The new content professional will focus on three things:

  1. Customer renewals and upsells

  2. Customer acquisition

  3. Brand engagement

 

As a content professional, you need to measure your impact on these three metrics, or your job may be automated.

 

The content experience manager, for their part, strategically and measurably affects the organization. Hallmarks of the content experience role include customer-focused thinking and taking an outside-in approach, rather than approaching content production from an inside-out perspective. The content experience manager is metrics-driven and takes a cross-departmental perspective, spanning silos and bridging departments. Finally, the new content professional examines the customer journey holistically.

 

Trends driving the shift toward the new content professional

 

Five irreversible trends are driving this shift. The first is simple customer preference. Self-service is undeniably the preferred channel for at least 81% of all customers. Moreover, it's a strong preference, according to 2016 data from an Aspect survey.

 

 

The next driving trend is the disruption of indirect models. Companies that don't directly engage with customers will be disrupted, so your business' survival depends on programmatic learning from your customers. Self-service is the key to driving direct engagement for businesses that have been missing out, making it the key to customer understanding and therefore survival.

 

Remember: familiarity drives affinity.

 

The third trend to remember is that customer success is dominating support functions. The metrics that matter are that 90% of revenue comes from existing customers and the trend suggests that companies without subscription models will be out of business within five to eight years.
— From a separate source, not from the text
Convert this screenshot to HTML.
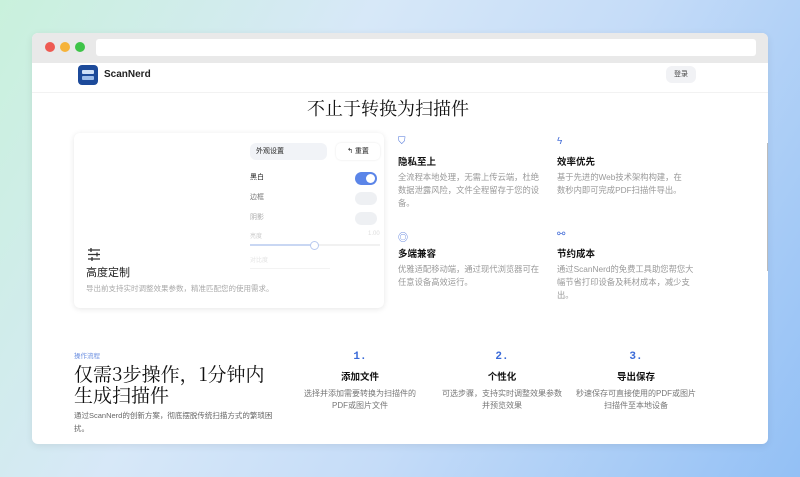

This means renewal and upselling are simply more important than customer satisfaction score, first call resolution, and mean time to resolution.

 

Content analytics and maps drive all key metrics, and content drives engagement, especially when the product doesn’t foster engagement on its own. Indeed, content is what makes customer success scalable. Publishing content in a well-structured way is critical to your ability to make maps of customer micro-moments and drive them back into marketing, customer renewal, and sales channels. This way, everyone on your team understands what drives conversions through the e-commerce experience most effectively.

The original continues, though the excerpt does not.